10. Grape Hyacinths (Muscari)
Muscari, also known as Grape Hyacinths, are the perfect low-growing spring bulbs for creating a dense mat of colour in beds and borders. These unfussy little grape hyacinth bulbs are so easy to grow and incredibly efficient, flowering during mid-spring each year and very quickly naturalising to form a lovely carpet of colour. These intricate little flowers are ideal for a cottage-style or wildlife garden, with naturally pretty looks and nectar-rich blooms which will attract bees and other beneficial pollinators. Muscaris are predominantly blue, but you can now get pale pink and white varieties too!
How to grow spring flowering bulbs
Spring-flowering bulbs are all planted in generally the same way and require similar care.

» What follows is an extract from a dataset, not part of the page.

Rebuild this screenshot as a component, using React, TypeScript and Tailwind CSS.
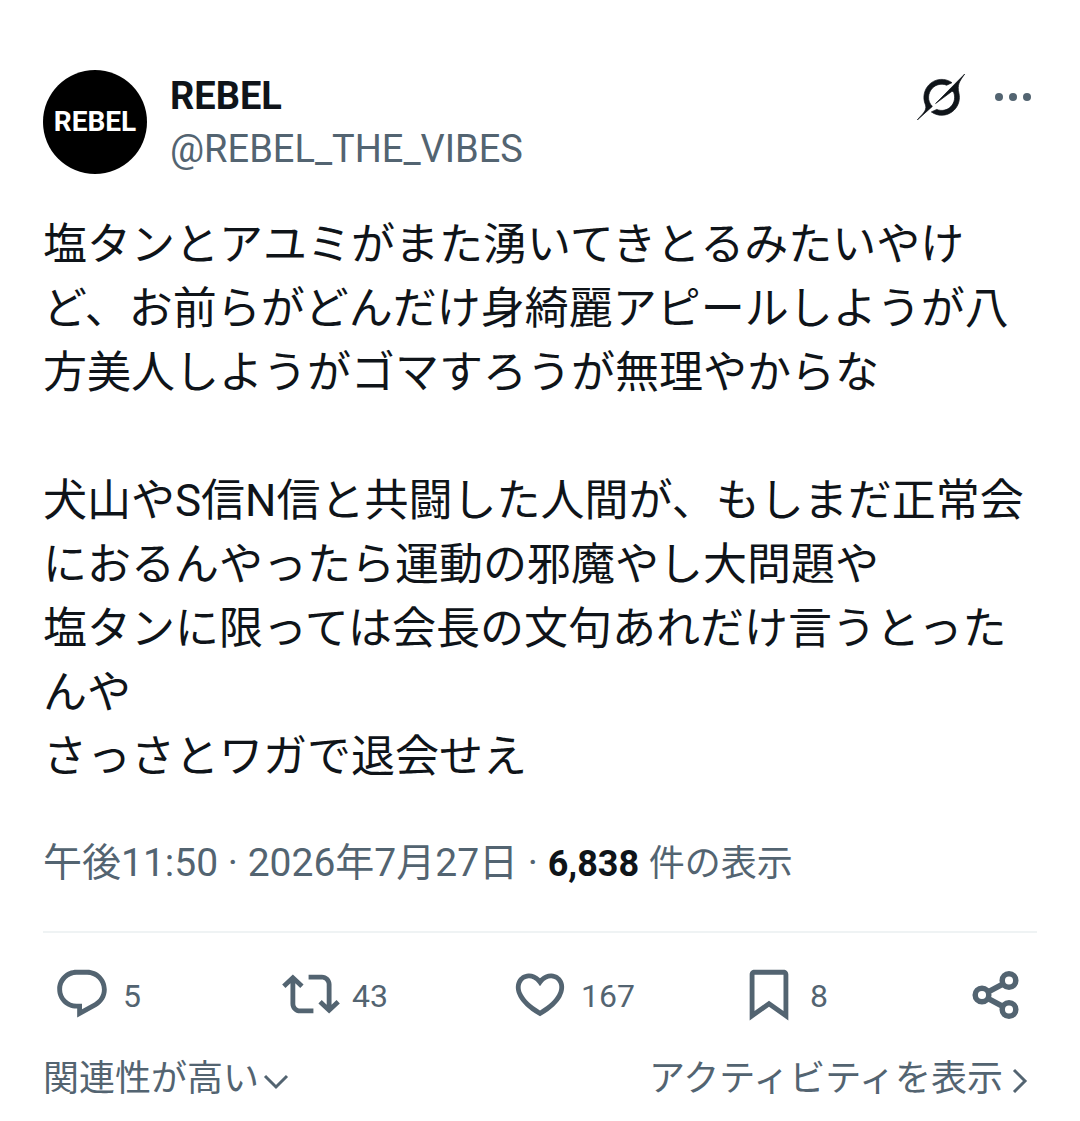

These simple rules apply to each of the types listed above
- Plant spring-flowering bulbs in autumn from September to late November.
- Most spring-flowering bulb varieties will thrive in full sun or partial shade.
- Plant in a hole which is twice as deep as the bulb is high.
- If the bulb has a pointed side, position with the point facing upwards. Corms like anemones can be planted any way up.
- Position one bulb in each hole, unless the bulbs are for small varieties, such as muscari, crocus or dwarf iris, in which case you can plant a few bulbs in each planting hole.
- Cover bulbs back over with soil and leave over winter. The soil is usually cool and moist enough during autumn to mean that the bulbs don’t require watering in, although if it’s particularly dry you can water them just once to begin with to help get them started.
- After flowering, the blooms and foliage should be allowed to die back fully before being removed. This helps the bulbs to gather energy for the next year’s display.